- Your task -
Drop every picture, then transcribe the remaining data exactly.

── Recorded data ──

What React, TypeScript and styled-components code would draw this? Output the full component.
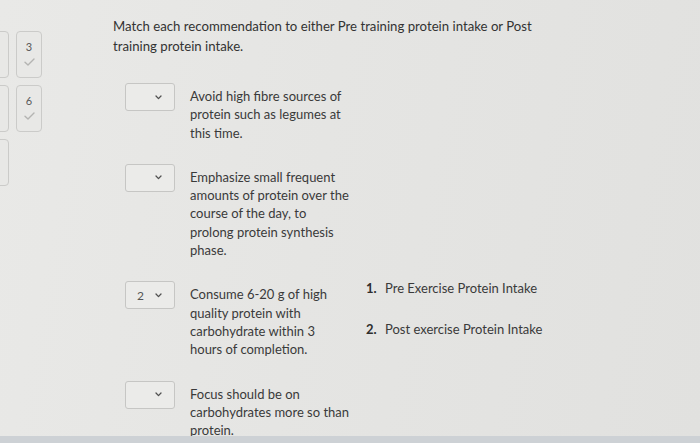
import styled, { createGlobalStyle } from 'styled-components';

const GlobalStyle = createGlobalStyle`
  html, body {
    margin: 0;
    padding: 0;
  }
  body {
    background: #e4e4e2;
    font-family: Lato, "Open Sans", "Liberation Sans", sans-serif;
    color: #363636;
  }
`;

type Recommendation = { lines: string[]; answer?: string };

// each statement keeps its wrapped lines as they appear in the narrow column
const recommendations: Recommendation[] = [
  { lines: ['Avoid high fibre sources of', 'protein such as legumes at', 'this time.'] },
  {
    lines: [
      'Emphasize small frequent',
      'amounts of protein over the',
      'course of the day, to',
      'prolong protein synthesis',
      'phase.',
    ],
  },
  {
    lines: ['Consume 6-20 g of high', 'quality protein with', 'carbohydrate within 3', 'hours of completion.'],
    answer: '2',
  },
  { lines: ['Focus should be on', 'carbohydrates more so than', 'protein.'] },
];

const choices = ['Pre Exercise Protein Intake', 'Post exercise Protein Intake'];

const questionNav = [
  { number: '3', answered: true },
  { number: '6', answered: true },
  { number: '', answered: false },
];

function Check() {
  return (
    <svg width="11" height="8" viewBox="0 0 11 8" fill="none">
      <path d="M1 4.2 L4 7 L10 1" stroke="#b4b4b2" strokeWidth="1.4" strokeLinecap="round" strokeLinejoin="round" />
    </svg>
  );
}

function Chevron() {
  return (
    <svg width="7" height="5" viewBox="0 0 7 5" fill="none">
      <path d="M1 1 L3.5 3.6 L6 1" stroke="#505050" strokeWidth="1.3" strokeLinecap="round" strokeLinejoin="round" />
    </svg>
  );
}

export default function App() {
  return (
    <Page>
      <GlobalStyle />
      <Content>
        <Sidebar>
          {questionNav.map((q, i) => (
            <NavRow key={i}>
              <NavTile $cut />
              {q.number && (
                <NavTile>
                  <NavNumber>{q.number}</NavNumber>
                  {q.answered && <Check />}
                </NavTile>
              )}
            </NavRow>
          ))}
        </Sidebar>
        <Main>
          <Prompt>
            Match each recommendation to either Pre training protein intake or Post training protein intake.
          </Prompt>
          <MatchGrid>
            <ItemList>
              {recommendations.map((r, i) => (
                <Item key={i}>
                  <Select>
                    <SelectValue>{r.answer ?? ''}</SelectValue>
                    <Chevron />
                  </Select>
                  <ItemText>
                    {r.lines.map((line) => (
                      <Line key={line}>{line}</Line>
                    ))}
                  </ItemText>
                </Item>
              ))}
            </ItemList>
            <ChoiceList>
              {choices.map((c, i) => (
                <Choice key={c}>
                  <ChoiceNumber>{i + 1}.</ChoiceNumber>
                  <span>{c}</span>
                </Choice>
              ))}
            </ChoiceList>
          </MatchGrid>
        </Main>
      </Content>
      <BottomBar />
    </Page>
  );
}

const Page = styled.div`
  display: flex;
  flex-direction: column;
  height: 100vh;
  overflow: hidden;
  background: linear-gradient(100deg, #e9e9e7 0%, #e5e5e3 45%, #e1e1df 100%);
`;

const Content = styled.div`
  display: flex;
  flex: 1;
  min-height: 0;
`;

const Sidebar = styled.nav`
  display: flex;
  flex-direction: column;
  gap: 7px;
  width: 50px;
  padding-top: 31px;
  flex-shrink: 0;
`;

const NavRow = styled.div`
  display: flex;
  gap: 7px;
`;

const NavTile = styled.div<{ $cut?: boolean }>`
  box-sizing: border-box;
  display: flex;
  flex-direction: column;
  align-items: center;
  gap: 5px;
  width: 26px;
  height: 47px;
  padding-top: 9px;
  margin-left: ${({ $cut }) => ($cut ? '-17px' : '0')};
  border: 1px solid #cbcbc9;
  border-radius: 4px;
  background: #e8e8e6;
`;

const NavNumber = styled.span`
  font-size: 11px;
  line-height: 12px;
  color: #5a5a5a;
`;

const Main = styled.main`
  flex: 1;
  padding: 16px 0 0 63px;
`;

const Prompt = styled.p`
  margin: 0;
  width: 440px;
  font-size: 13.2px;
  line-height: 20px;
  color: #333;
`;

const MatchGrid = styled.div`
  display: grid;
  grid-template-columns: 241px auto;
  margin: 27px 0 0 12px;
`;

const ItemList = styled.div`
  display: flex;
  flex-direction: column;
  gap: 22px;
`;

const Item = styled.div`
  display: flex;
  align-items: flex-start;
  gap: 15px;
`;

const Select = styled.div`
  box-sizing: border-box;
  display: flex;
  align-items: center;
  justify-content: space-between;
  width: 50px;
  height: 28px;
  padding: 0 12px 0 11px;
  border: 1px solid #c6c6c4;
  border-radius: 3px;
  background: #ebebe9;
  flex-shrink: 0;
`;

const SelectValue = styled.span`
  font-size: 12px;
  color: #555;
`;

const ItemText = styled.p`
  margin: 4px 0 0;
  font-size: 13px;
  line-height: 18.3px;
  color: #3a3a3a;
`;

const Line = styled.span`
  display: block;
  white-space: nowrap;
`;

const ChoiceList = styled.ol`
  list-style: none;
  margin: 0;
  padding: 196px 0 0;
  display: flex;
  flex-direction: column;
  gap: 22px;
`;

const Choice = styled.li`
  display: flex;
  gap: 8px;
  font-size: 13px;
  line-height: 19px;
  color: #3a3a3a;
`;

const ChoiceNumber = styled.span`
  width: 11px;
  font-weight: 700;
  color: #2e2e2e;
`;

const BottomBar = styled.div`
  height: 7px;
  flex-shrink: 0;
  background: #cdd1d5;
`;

───

- In response -
What React, TypeScript and styled-components code would draw this? Output the full component.
import styled, { createGlobalStyle } from 'styled-components';

const GlobalStyle = createGlobalStyle`
  html, body {
    margin: 0;
    padding: 0;
  }
  body {
    background: #e4e4e2;
    font-family: Lato, "Open Sans", "Liberation Sans", sans-serif;
    color: #363636;
  }
`;

type Recommendation = { lines: string[]; answer?: string };

// each statement keeps its wrapped lines as they appear in the narrow column
const recommendations: Recommendation[] = [
  { lines: ['Avoid high fibre sources of', 'protein such as legumes at', 'this time.'] },
  {
    lines: [
      'Emphasize small frequent',
      'amounts of protein over the',
      'course of the day, to',
      'prolong protein synthesis',
      'phase.',
    ],
  },
  {
    lines: ['Consume 6-20 g of high', 'quality protein with', 'carbohydrate within 3', 'hours of completion.'],
    answer: '2',
  },
  { lines: ['Focus should be on', 'carbohydrates more so than', 'protein.'] },
];

const choices = ['Pre Exercise Protein Intake', 'Post exercise Protein Intake'];

const questionNav = [
  { number: '3', answered: true },
  { number: '6', answered: true },
  { number: '', answered: false },
];

function Check() {
  return (
    <svg width="11" height="8" viewBox="0 0 11 8" fill="none">
      <path d="M1 4.2 L4 7 L10 1" stroke="#b4b4b2" strokeWidth="1.4" strokeLinecap="round" strokeLinejoin="round" />
    </svg>
  );
}

function Chevron() {
  return (
    <svg width="7" height="5" viewBox="0 0 7 5" fill="none">
      <path d="M1 1 L3.5 3.6 L6 1" stroke="#505050" strokeWidth="1.3" strokeLinecap="round" strokeLinejoin="round" />
    </svg>
  );
}

export default function App() {
  return (
    <Page>
      <GlobalStyle />
      <Content>
        <Sidebar>
          {questionNav.map((q, i) => (
            <NavRow key={i}>
              <NavTile $cut />
              {q.number && (
                <NavTile>
                  <NavNumber>{q.number}</NavNumber>
                  {q.answered && <Check />}
                </NavTile>
              )}
            </NavRow>
          ))}
        </Sidebar>
        <Main>
          <Prompt>
            Match each recommendation to either Pre training protein intake or Post training protein intake.
          </Prompt>
          <MatchGrid>
            <ItemList>
              {recommendations.map((r, i) => (
                <Item key={i}>
                  <Select>
                    <SelectValue>{r.answer ?? ''}</SelectValue>
                    <Chevron />
                  </Select>
                  <ItemText>
                    {r.lines.map((line) => (
                      <Line key={line}>{line}</Line>
                    ))}
                  </ItemText>
                </Item>
              ))}
            </ItemList>
            <ChoiceList>
              {choices.map((c, i) => (
                <Choice key={c}>
                  <ChoiceNumber>{i + 1}.</ChoiceNumber>
                  <span>{c}</span>
                </Choice>
              ))}
            </ChoiceList>
          </MatchGrid>
        </Main>
      </Content>
      <BottomBar />
    </Page>
  );
}

const Page = styled.div`
  display: flex;
  flex-direction: column;
  height: 100vh;
  overflow: hidden;
  background: linear-gradient(100deg, #e9e9e7 0%, #e5e5e3 45%, #e1e1df 100%);
`;

const Content = styled.div`
  display: flex;
  flex: 1;
  min-height: 0;
`;

const Sidebar = styled.nav`
  display: flex;
  flex-direction: column;
  gap: 7px;
  width: 50px;
  padding-top: 31px;
  flex-shrink: 0;
`;

const NavRow = styled.div`
  display: flex;
  gap: 7px;
`;

const NavTile = styled.div<{ $cut?: boolean }>`
  box-sizing: border-box;
  display: flex;
  flex-direction: column;
  align-items: center;
  gap: 5px;
  width: 26px;
  height: 47px;
  padding-top: 9px;
  margin-left: ${({ $cut }) => ($cut ? '-17px' : '0')};
  border: 1px solid #cbcbc9;
  border-radius: 4px;
  background: #e8e8e6;
`;

const NavNumber = styled.span`
  font-size: 11px;
  line-height: 12px;
  color: #5a5a5a;
`;

const Main = styled.main`
  flex: 1;
  padding: 16px 0 0 63px;
`;

const Prompt = styled.p`
  margin: 0;
  width: 440px;
  font-size: 13.2px;
  line-height: 20px;
  color: #333;
`;

const MatchGrid = styled.div`
  display: grid;
  grid-template-columns: 241px auto;
  margin: 27px 0 0 12px;
`;

const ItemList = styled.div`
  display: flex;
  flex-direction: column;
  gap: 22px;
`;

const Item = styled.div`
  display: flex;
  align-items: flex-start;
  gap: 15px;
`;

const Select = styled.div`
  box-sizing: border-box;
  display: flex;
  align-items: center;
  justify-content: space-between;
  width: 50px;
  height: 28px;
  padding: 0 12px 0 11px;
  border: 1px solid #c6c6c4;
  border-radius: 3px;
  background: #ebebe9;
  flex-shrink: 0;
`;

const SelectValue = styled.span`
  font-size: 12px;
  color: #555;
`;

const ItemText = styled.p`
  margin: 4px 0 0;
  font-size: 13px;
  line-height: 18.3px;
  color: #3a3a3a;
`;

const Line = styled.span`
  display: block;
  white-space: nowrap;
`;

const ChoiceList = styled.ol`
  list-style: none;
  margin: 0;
  padding: 196px 0 0;
  display: flex;
  flex-direction: column;
  gap: 22px;
`;

const Choice = styled.li`
  display: flex;
  gap: 8px;
  font-size: 13px;
  line-height: 19px;
  color: #3a3a3a;
`;

const ChoiceNumber = styled.span`
  width: 11px;
  font-weight: 700;
  color: #2e2e2e;
`;

const BottomBar = styled.div`
  height: 7px;
  flex-shrink: 0;
  background: #cdd1d5;
`;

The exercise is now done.